Copy out the data below as written; omit any images.

### SOURCE EXCERPT
(begin)

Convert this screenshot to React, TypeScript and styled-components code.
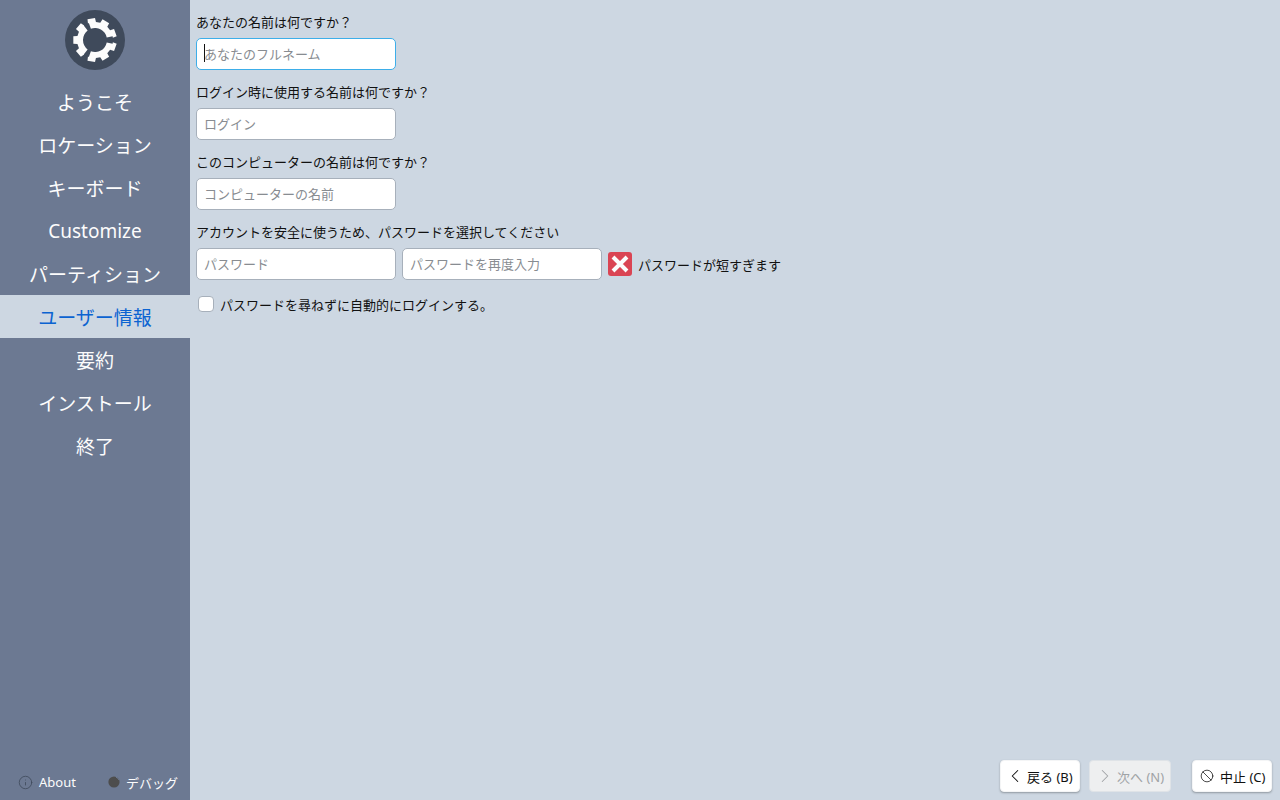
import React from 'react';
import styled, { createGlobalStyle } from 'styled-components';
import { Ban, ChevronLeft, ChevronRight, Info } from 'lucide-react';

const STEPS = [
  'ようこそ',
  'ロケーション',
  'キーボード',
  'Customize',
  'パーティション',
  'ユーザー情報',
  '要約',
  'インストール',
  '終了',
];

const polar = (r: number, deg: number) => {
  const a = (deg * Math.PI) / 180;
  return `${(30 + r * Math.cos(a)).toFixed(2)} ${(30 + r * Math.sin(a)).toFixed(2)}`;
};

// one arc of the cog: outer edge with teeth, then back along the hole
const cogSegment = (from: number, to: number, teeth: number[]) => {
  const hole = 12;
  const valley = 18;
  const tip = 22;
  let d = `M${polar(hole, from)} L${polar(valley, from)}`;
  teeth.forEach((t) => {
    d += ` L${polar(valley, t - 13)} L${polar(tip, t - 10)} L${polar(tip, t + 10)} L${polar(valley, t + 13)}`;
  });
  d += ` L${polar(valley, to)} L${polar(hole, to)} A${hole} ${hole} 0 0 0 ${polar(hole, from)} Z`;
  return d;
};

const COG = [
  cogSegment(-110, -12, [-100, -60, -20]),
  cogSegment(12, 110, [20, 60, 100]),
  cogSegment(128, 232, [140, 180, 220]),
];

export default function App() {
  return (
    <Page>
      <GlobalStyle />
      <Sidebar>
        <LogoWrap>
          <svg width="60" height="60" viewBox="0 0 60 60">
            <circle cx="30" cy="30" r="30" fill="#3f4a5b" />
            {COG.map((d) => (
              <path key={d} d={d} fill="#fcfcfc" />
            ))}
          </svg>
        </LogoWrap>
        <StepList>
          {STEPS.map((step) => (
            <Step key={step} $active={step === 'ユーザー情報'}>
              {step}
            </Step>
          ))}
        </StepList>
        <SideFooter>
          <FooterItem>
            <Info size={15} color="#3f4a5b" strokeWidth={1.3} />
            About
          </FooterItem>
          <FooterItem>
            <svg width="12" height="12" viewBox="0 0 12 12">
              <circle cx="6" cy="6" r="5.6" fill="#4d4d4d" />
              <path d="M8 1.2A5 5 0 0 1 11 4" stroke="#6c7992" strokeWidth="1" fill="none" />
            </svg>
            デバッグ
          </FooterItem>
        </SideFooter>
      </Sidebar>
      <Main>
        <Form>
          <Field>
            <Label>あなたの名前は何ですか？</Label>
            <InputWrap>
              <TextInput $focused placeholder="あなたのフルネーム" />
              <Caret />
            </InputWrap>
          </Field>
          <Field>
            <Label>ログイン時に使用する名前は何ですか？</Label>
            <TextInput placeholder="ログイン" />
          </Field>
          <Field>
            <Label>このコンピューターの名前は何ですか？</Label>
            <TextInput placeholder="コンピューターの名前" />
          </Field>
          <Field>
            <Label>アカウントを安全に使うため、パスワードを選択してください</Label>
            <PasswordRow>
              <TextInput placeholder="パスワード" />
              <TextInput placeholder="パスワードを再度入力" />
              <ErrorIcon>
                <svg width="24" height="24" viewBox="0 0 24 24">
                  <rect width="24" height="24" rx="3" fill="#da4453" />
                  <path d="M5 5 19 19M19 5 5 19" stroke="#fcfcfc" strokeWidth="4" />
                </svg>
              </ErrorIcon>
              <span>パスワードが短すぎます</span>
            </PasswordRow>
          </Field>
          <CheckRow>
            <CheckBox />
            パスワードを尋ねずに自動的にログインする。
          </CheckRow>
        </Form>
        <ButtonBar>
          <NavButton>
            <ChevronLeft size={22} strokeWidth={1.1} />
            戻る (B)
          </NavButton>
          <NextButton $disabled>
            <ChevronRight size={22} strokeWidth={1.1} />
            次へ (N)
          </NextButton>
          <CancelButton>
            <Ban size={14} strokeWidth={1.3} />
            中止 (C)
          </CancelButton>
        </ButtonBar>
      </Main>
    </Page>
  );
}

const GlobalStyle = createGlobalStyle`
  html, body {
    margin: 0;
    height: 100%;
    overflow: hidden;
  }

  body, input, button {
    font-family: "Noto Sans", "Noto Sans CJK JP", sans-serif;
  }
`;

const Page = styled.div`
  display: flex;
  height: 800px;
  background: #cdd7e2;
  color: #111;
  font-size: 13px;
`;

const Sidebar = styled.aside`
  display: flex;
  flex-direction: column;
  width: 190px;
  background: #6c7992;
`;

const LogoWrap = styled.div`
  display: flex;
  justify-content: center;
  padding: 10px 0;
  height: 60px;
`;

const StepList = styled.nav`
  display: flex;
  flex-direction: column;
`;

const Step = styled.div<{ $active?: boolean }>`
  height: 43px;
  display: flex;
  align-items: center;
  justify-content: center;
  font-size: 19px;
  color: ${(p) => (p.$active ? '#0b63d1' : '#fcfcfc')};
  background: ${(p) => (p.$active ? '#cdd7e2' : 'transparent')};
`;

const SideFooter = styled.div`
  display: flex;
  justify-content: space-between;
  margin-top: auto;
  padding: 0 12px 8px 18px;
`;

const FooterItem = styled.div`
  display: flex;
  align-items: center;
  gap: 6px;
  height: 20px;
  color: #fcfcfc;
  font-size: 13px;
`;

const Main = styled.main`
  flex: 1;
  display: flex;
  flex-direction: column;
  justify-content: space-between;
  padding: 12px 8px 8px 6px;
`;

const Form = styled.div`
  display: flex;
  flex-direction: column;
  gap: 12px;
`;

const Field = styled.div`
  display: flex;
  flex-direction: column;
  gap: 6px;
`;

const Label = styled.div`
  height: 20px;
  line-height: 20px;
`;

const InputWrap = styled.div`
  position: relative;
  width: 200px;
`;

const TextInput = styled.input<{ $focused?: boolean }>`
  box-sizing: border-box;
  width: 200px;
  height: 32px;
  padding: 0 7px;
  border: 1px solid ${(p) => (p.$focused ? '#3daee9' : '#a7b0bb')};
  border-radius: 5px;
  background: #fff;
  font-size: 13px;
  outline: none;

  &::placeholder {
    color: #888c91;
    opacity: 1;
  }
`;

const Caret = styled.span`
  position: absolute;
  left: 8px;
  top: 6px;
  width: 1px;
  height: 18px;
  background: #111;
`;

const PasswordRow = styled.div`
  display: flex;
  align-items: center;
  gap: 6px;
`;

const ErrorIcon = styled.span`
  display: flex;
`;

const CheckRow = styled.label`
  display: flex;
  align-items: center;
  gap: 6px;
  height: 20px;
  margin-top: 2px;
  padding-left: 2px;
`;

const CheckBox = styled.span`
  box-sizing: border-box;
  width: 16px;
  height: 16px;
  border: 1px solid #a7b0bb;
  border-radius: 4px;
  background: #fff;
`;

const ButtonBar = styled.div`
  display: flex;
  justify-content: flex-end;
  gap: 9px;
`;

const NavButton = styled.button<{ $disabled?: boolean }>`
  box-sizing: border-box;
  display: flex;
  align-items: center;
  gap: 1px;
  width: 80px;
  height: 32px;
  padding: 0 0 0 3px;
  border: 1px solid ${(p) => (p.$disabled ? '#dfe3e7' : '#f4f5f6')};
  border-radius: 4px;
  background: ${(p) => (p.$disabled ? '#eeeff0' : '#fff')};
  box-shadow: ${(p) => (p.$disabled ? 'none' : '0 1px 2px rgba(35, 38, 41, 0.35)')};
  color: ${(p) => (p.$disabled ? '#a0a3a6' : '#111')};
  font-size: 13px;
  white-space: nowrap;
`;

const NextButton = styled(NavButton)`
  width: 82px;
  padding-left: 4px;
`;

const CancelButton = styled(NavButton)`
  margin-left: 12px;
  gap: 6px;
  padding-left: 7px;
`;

(end)

### COMPLETED TASK
Convert this screenshot to React, TypeScript and styled-components code.
import React from 'react';
import styled, { createGlobalStyle } from 'styled-components';
import { Ban, ChevronLeft, ChevronRight, Info } from 'lucide-react';

const STEPS = [
  'ようこそ',
  'ロケーション',
  'キーボード',
  'Customize',
  'パーティション',
  'ユーザー情報',
  '要約',
  'インストール',
  '終了',
];

const polar = (r: number, deg: number) => {
  const a = (deg * Math.PI) / 180;
  return `${(30 + r * Math.cos(a)).toFixed(2)} ${(30 + r * Math.sin(a)).toFixed(2)}`;
};

// one arc of the cog: outer edge with teeth, then back along the hole
const cogSegment = (from: number, to: number, teeth: number[]) => {
  const hole = 12;
  const valley = 18;
  const tip = 22;
  let d = `M${polar(hole, from)} L${polar(valley, from)}`;
  teeth.forEach((t) => {
    d += ` L${polar(valley, t - 13)} L${polar(tip, t - 10)} L${polar(tip, t + 10)} L${polar(valley, t + 13)}`;
  });
  d += ` L${polar(valley, to)} L${polar(hole, to)} A${hole} ${hole} 0 0 0 ${polar(hole, from)} Z`;
  return d;
};

const COG = [
  cogSegment(-110, -12, [-100, -60, -20]),
  cogSegment(12, 110, [20, 60, 100]),
  cogSegment(128, 232, [140, 180, 220]),
];

export default function App() {
  return (
    <Page>
      <GlobalStyle />
      <Sidebar>
        <LogoWrap>
          <svg width="60" height="60" viewBox="0 0 60 60">
            <circle cx="30" cy="30" r="30" fill="#3f4a5b" />
            {COG.map((d) => (
              <path key={d} d={d} fill="#fcfcfc" />
            ))}
          </svg>
        </LogoWrap>
        <StepList>
          {STEPS.map((step) => (
            <Step key={step} $active={step === 'ユーザー情報'}>
              {step}
            </Step>
          ))}
        </StepList>
        <SideFooter>
          <FooterItem>
            <Info size={15} color="#3f4a5b" strokeWidth={1.3} />
            About
          </FooterItem>
          <FooterItem>
            <svg width="12" height="12" viewBox="0 0 12 12">
              <circle cx="6" cy="6" r="5.6" fill="#4d4d4d" />
              <path d="M8 1.2A5 5 0 0 1 11 4" stroke="#6c7992" strokeWidth="1" fill="none" />
            </svg>
            デバッグ
          </FooterItem>
        </SideFooter>
      </Sidebar>
      <Main>
        <Form>
          <Field>
            <Label>あなたの名前は何ですか？</Label>
            <InputWrap>
              <TextInput $focused placeholder="あなたのフルネーム" />
              <Caret />
            </InputWrap>
          </Field>
          <Field>
            <Label>ログイン時に使用する名前は何ですか？</Label>
            <TextInput placeholder="ログイン" />
          </Field>
          <Field>
            <Label>このコンピューターの名前は何ですか？</Label>
            <TextInput placeholder="コンピューターの名前" />
          </Field>
          <Field>
            <Label>アカウントを安全に使うため、パスワードを選択してください</Label>
            <PasswordRow>
              <TextInput placeholder="パスワード" />
              <TextInput placeholder="パスワードを再度入力" />
              <ErrorIcon>
                <svg width="24" height="24" viewBox="0 0 24 24">
                  <rect width="24" height="24" rx="3" fill="#da4453" />
                  <path d="M5 5 19 19M19 5 5 19" stroke="#fcfcfc" strokeWidth="4" />
                </svg>
              </ErrorIcon>
              <span>パスワードが短すぎます</span>
            </PasswordRow>
          </Field>
          <CheckRow>
            <CheckBox />
            パスワードを尋ねずに自動的にログインする。
          </CheckRow>
        </Form>
        <ButtonBar>
          <NavButton>
            <ChevronLeft size={22} strokeWidth={1.1} />
            戻る (B)
          </NavButton>
          <NextButton $disabled>
            <ChevronRight size={22} strokeWidth={1.1} />
            次へ (N)
          </NextButton>
          <CancelButton>
            <Ban size={14} strokeWidth={1.3} />
            中止 (C)
          </CancelButton>
        </ButtonBar>
      </Main>
    </Page>
  );
}

const GlobalStyle = createGlobalStyle`
  html, body {
    margin: 0;
    height: 100%;
    overflow: hidden;
  }

  body, input, button {
    font-family: "Noto Sans", "Noto Sans CJK JP", sans-serif;
  }
`;

const Page = styled.div`
  display: flex;
  height: 800px;
  background: #cdd7e2;
  color: #111;
  font-size: 13px;
`;

const Sidebar = styled.aside`
  display: flex;
  flex-direction: column;
  width: 190px;
  background: #6c7992;
`;

const LogoWrap = styled.div`
  display: flex;
  justify-content: center;
  padding: 10px 0;
  height: 60px;
`;

const StepList = styled.nav`
  display: flex;
  flex-direction: column;
`;

const Step = styled.div<{ $active?: boolean }>`
  height: 43px;
  display: flex;
  align-items: center;
  justify-content: center;
  font-size: 19px;
  color: ${(p) => (p.$active ? '#0b63d1' : '#fcfcfc')};
  background: ${(p) => (p.$active ? '#cdd7e2' : 'transparent')};
`;

const SideFooter = styled.div`
  display: flex;
  justify-content: space-between;
  margin-top: auto;
  padding: 0 12px 8px 18px;
`;

const FooterItem = styled.div`
  display: flex;
  align-items: center;
  gap: 6px;
  height: 20px;
  color: #fcfcfc;
  font-size: 13px;
`;

const Main = styled.main`
  flex: 1;
  display: flex;
  flex-direction: column;
  justify-content: space-between;
  padding: 12px 8px 8px 6px;
`;

const Form = styled.div`
  display: flex;
  flex-direction: column;
  gap: 12px;
`;

const Field = styled.div`
  display: flex;
  flex-direction: column;
  gap: 6px;
`;

const Label = styled.div`
  height: 20px;
  line-height: 20px;
`;

const InputWrap = styled.div`
  position: relative;
  width: 200px;
`;

const TextInput = styled.input<{ $focused?: boolean }>`
  box-sizing: border-box;
  width: 200px;
  height: 32px;
  padding: 0 7px;
  border: 1px solid ${(p) => (p.$focused ? '#3daee9' : '#a7b0bb')};
  border-radius: 5px;
  background: #fff;
  font-size: 13px;
  outline: none;

  &::placeholder {
    color: #888c91;
    opacity: 1;
  }
`;

const Caret = styled.span`
  position: absolute;
  left: 8px;
  top: 6px;
  width: 1px;
  height: 18px;
  background: #111;
`;

const PasswordRow = styled.div`
  display: flex;
  align-items: center;
  gap: 6px;
`;

const ErrorIcon = styled.span`
  display: flex;
`;

const CheckRow = styled.label`
  display: flex;
  align-items: center;
  gap: 6px;
  height: 20px;
  margin-top: 2px;
  padding-left: 2px;
`;

const CheckBox = styled.span`
  box-sizing: border-box;
  width: 16px;
  height: 16px;
  border: 1px solid #a7b0bb;
  border-radius: 4px;
  background: #fff;
`;

const ButtonBar = styled.div`
  display: flex;
  justify-content: flex-end;
  gap: 9px;
`;

const NavButton = styled.button<{ $disabled?: boolean }>`
  box-sizing: border-box;
  display: flex;
  align-items: center;
  gap: 1px;
  width: 80px;
  height: 32px;
  padding: 0 0 0 3px;
  border: 1px solid ${(p) => (p.$disabled ? '#dfe3e7' : '#f4f5f6')};
  border-radius: 4px;
  background: ${(p) => (p.$disabled ? '#eeeff0' : '#fff')};
  box-shadow: ${(p) => (p.$disabled ? 'none' : '0 1px 2px rgba(35, 38, 41, 0.35)')};
  color: ${(p) => (p.$disabled ? '#a0a3a6' : '#111')};
  font-size: 13px;
  white-space: nowrap;
`;

const NextButton = styled(NavButton)`
  width: 82px;
  padding-left: 4px;
`;

const CancelButton = styled(NavButton)`
  margin-left: 12px;
  gap: 6px;
  padding-left: 7px;
`;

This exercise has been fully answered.